Introduction: The human genome sequence will underpin human biology and medicine in the next century, providing a single, essential reference to all genetic information. Extraordinary technological advances and decreases in the cost of DNA sequencing have made the possibility of whole genome sequencing (WGS) feasible as a highly accessible test for numerous indications. The international project "Genetic architecture of Kazakh population" is well underway to determine the complete DNA. Next generation sequencing is a powerful tool for genetic analysis, which will enable us to uncover the association of loci at specific sites in the genome associated with disease. The aim of this study was to introduce first data on WGS of 6 Kazakh individuals.

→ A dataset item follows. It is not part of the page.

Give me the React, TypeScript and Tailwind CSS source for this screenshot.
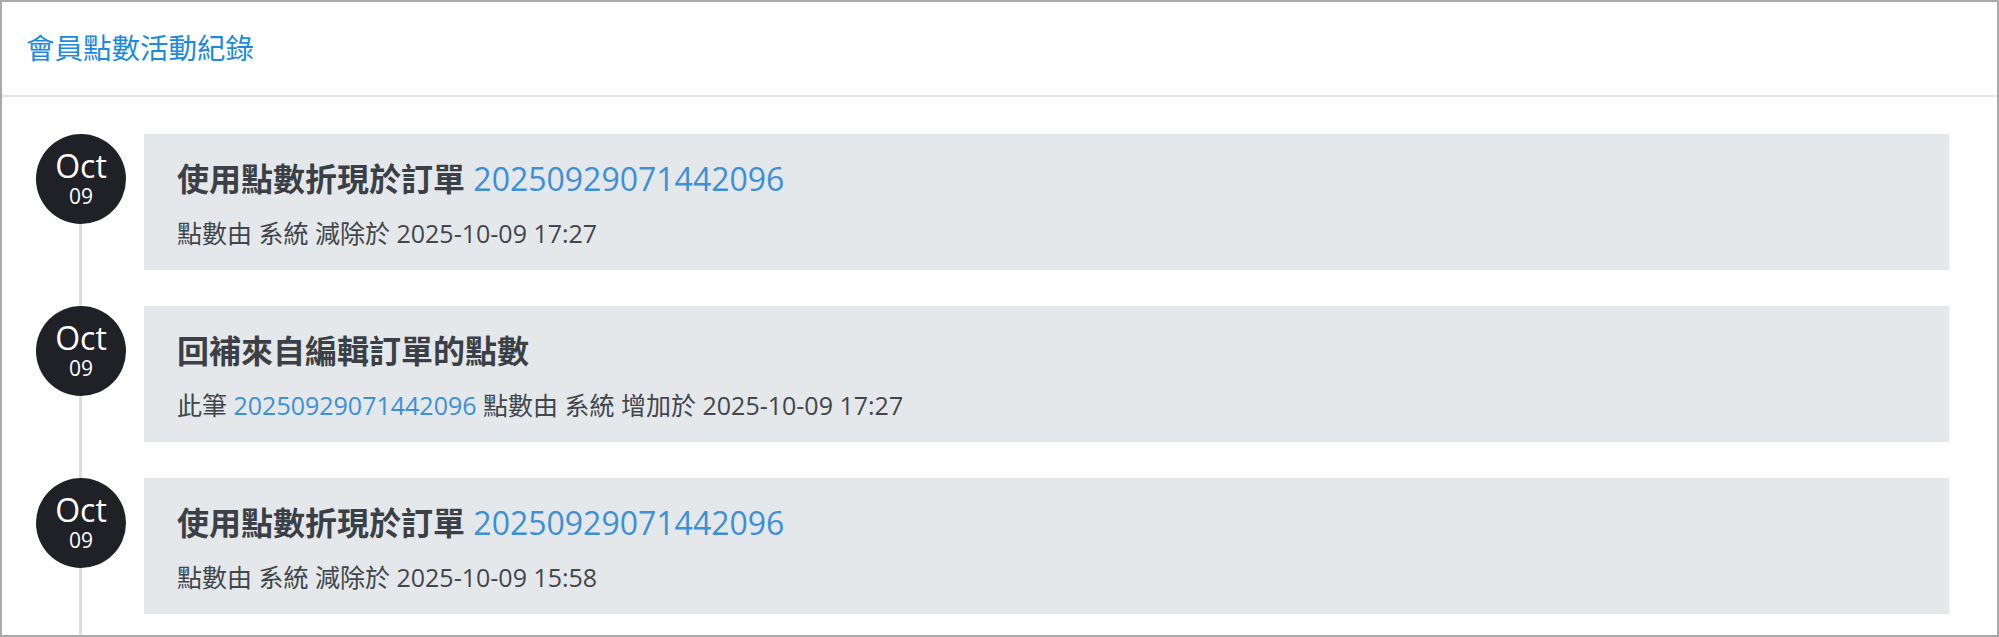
import React from "react";

type Entry = {
  month: string;
  day: string;
  title: string;
  titleOrder?: string;
  prefix?: string;
  subOrder?: string;
  detail: string;
};

const entries: Entry[] = [
  {
    month: "Oct",
    day: "09",
    title: "使用點數折現於訂單",
    titleOrder: "20250929071442096",
    detail: "點數由 系統 減除於 2025-10-09 17:27",
  },
  {
    month: "Oct",
    day: "09",
    title: "回補來自編輯訂單的點數",
    prefix: "此筆",
    subOrder: "20250929071442096",
    detail: "點數由 系統 增加於 2025-10-09 17:27",
  },
  {
    month: "Oct",
    day: "09",
    title: "使用點數折現於訂單",
    titleOrder: "20250929071442096",
    detail: "點數由 系統 減除於 2025-10-09 15:58",
  },
];

export default function App() {
  return (
    <div
      className="h-[637px] overflow-hidden border-2 border-[#a9a9a9] bg-white"
      style={{ fontFamily: '"Open Sans", "Noto Sans CJK TC", sans-serif' }}
    >
      {/* 標題列 */}
      <div className="flex h-[95px] items-center border-b-2 border-[#e3e3e3] px-[24px]">
        <h2 className="text-[28.5px] leading-none text-[#1b8ae0]">會員點數活動紀錄</h2>
      </div>

      {/* 時間軸 */}
      <div className="relative pt-[37px] pl-[34px] pr-[48px]">
        <div
          className="absolute left-[77px] top-[82px] bottom-[-200px] w-[3px] bg-[#dedede]"
          aria-hidden="true"
        />
        <div className="flex flex-col gap-[36px]">
          {entries.map((e, i) => (
            <div key={i} className="flex items-start gap-[18px]">
              <div className="relative z-10 flex h-[90px] w-[90px] shrink-0 flex-col items-center justify-center rounded-full bg-[#1f2126] text-white">
                <span className="text-[32px] leading-[34px]">{e.month}</span>
                <span className="text-[21px] leading-[26px]">{e.day}</span>
              </div>
              <div className="h-[136px] flex-1 bg-[#e4e8eb] pl-[33px] pr-6 pt-[21px]">
                <div className="text-[32px] font-semibold leading-[48px] text-[#3b4046]">
                  {e.title}
                  {e.titleOrder && (
                    <>
                      {" "}
                      <span className="font-normal text-[#3d8fd6]">{e.titleOrder}</span>
                    </>
                  )}
                </div>
                <div className="mt-[12px] text-[25px] leading-[36px] text-[#41464b]">
                  {e.prefix && (
                    <>
                      {e.prefix}{" "}
                      <span className="text-[#3d8fd6]">{e.subOrder}</span>{" "}
                    </>
                  )}
                  {e.detail}
                </div>
              </div>
            </div>
          ))}
        </div>
      </div>
    </div>
  );
}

Methods: This pilot study is among the first WGS performed on 6 healthy Kazakh individuals, using next generation sequencing platform HiSeq2000, Illumina by manufacturer's protocols. All generated *.bcl files were simultaneously converted and demultiplexed using bcl2fasta application. Alignment of sequence reads performed using bwa-mem against human b19 reference genome. Sorting, removing of intermediate files, *.bam files assembling, and marking duplicates were performed using PicardTools package. GATK haplotype caller tool was used for variant calling. ClinVar, SNPedia, and Cosmic databases were processed to identify clinical genomic variants in 6 Kazakh whole genomes. Java Runtime Environment and R. Bioconductor packages were installed to perform raw data processing and run program scripts.
Results: The sequence alignment and mapping procedures on reference genome hg19 of each 6 healthy Kazakh individual were completed. Between 87,308,581,400 and 107,526,741,301 total base pairs were sequenced with average coverage x29.85. Between 98.85% and 99.58% base pairs were totally mapped and on average 96.07% were properly paired. Het/Hom and Ti/Tv ratios for each whole genome ranged from 1.35 to 1.52 and from 2.07 to 2.08, respectively. We compared and analyzed each genome with on existing clinical databases ClinVar, SNPedia, Cosmic and found from 20 to 25, from 269 to 288, from 7 to 12 SNP records, respectively. The availability of a reference Kazakh genome sequences provides the basis for studying the nature of sequence variation, particularly single nucleotide polymorphisms.
Conclusion: The first whole genome sequencing of Kazakhs were performed. In this pilot study, we identified SNPs associated with different conditions. Further studies of WGS on Kazakh population are needed to identify possible unique genetic variants in Kazakhs.